To do
Leave out the images and repeat the listing below without a single change.
--- Begin Data extract ---
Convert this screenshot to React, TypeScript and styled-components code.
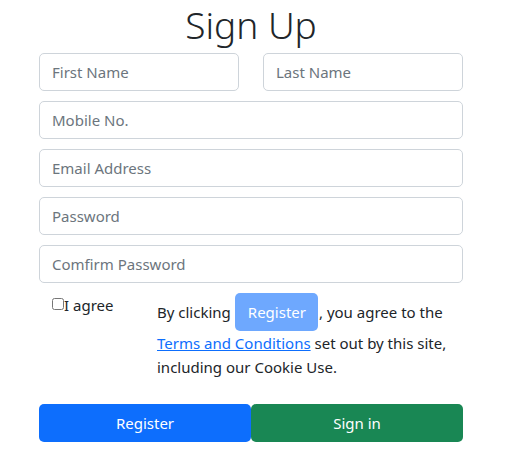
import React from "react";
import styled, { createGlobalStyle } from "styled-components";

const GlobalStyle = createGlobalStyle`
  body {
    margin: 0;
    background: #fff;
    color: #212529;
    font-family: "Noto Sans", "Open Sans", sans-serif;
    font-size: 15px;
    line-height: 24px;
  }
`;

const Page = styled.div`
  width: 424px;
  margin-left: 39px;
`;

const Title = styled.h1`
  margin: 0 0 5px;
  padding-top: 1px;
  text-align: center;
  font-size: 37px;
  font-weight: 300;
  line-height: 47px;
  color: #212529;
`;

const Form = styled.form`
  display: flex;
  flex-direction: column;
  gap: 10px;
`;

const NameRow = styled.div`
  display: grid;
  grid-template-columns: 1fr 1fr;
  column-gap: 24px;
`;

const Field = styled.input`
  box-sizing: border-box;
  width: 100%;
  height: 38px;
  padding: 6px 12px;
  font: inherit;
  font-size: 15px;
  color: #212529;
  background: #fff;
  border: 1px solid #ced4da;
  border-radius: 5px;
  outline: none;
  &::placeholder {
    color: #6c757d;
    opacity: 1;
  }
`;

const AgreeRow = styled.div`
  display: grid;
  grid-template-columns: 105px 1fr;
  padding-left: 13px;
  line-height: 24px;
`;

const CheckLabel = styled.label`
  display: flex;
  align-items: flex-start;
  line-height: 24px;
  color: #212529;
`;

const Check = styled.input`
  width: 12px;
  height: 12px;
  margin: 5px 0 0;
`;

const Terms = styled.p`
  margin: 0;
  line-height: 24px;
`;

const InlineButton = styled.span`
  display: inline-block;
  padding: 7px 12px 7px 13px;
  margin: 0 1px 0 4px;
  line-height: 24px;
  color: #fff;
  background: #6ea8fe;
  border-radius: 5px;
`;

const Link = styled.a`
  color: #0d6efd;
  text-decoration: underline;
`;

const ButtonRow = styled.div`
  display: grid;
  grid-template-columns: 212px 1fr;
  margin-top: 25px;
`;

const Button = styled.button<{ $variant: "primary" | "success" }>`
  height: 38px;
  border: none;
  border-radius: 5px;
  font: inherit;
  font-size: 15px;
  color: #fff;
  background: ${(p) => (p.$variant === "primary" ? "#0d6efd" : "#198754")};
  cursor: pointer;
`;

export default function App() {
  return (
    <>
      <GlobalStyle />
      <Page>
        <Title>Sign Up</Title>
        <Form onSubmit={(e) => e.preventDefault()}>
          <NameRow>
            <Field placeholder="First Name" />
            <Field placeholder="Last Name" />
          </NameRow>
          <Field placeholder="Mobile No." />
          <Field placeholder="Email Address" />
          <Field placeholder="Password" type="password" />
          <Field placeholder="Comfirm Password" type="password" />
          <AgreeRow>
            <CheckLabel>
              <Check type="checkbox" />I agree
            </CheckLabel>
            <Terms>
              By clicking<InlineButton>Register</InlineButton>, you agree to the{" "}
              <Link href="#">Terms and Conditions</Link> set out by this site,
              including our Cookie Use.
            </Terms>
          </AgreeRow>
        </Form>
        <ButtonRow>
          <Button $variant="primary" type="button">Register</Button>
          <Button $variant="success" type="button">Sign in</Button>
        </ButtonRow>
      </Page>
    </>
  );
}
--- End Data extract ---
Complete answer
Convert this screenshot to React, TypeScript and styled-components code.
import React from "react";
import styled, { createGlobalStyle } from "styled-components";

const GlobalStyle = createGlobalStyle`
  body {
    margin: 0;
    background: #fff;
    color: #212529;
    font-family: "Noto Sans", "Open Sans", sans-serif;
    font-size: 15px;
    line-height: 24px;
  }
`;

const Page = styled.div`
  width: 424px;
  margin-left: 39px;
`;

const Title = styled.h1`
  margin: 0 0 5px;
  padding-top: 1px;
  text-align: center;
  font-size: 37px;
  font-weight: 300;
  line-height: 47px;
  color: #212529;
`;

const Form = styled.form`
  display: flex;
  flex-direction: column;
  gap: 10px;
`;

const NameRow = styled.div`
  display: grid;
  grid-template-columns: 1fr 1fr;
  column-gap: 24px;
`;

const Field = styled.input`
  box-sizing: border-box;
  width: 100%;
  height: 38px;
  padding: 6px 12px;
  font: inherit;
  font-size: 15px;
  color: #212529;
  background: #fff;
  border: 1px solid #ced4da;
  border-radius: 5px;
  outline: none;
  &::placeholder {
    color: #6c757d;
    opacity: 1;
  }
`;

const AgreeRow = styled.div`
  display: grid;
  grid-template-columns: 105px 1fr;
  padding-left: 13px;
  line-height: 24px;
`;

const CheckLabel = styled.label`
  display: flex;
  align-items: flex-start;
  line-height: 24px;
  color: #212529;
`;

const Check = styled.input`
  width: 12px;
  height: 12px;
  margin: 5px 0 0;
`;

const Terms = styled.p`
  margin: 0;
  line-height: 24px;
`;

const InlineButton = styled.span`
  display: inline-block;
  padding: 7px 12px 7px 13px;
  margin: 0 1px 0 4px;
  line-height: 24px;
  color: #fff;
  background: #6ea8fe;
  border-radius: 5px;
`;

const Link = styled.a`
  color: #0d6efd;
  text-decoration: underline;
`;

const ButtonRow = styled.div`
  display: grid;
  grid-template-columns: 212px 1fr;
  margin-top: 25px;
`;

const Button = styled.button<{ $variant: "primary" | "success" }>`
  height: 38px;
  border: none;
  border-radius: 5px;
  font: inherit;
  font-size: 15px;
  color: #fff;
  background: ${(p) => (p.$variant === "primary" ? "#0d6efd" : "#198754")};
  cursor: pointer;
`;

export default function App() {
  return (
    <>
      <GlobalStyle />
      <Page>
        <Title>Sign Up</Title>
        <Form onSubmit={(e) => e.preventDefault()}>
          <NameRow>
            <Field placeholder="First Name" />
            <Field placeholder="Last Name" />
          </NameRow>
          <Field placeholder="Mobile No." />
          <Field placeholder="Email Address" />
          <Field placeholder="Password" type="password" />
          <Field placeholder="Comfirm Password" type="password" />
          <AgreeRow>
            <CheckLabel>
              <Check type="checkbox" />I agree
            </CheckLabel>
            <Terms>
              By clicking<InlineButton>Register</InlineButton>, you agree to the{" "}
              <Link href="#">Terms and Conditions</Link> set out by this site,
              including our Cookie Use.
            </Terms>
          </AgreeRow>
        </Form>
        <ButtonRow>
          <Button $variant="primary" type="button">Register</Button>
          <Button $variant="success" type="button">Sign in</Button>
        </ButtonRow>
      </Page>
    </>
  );
}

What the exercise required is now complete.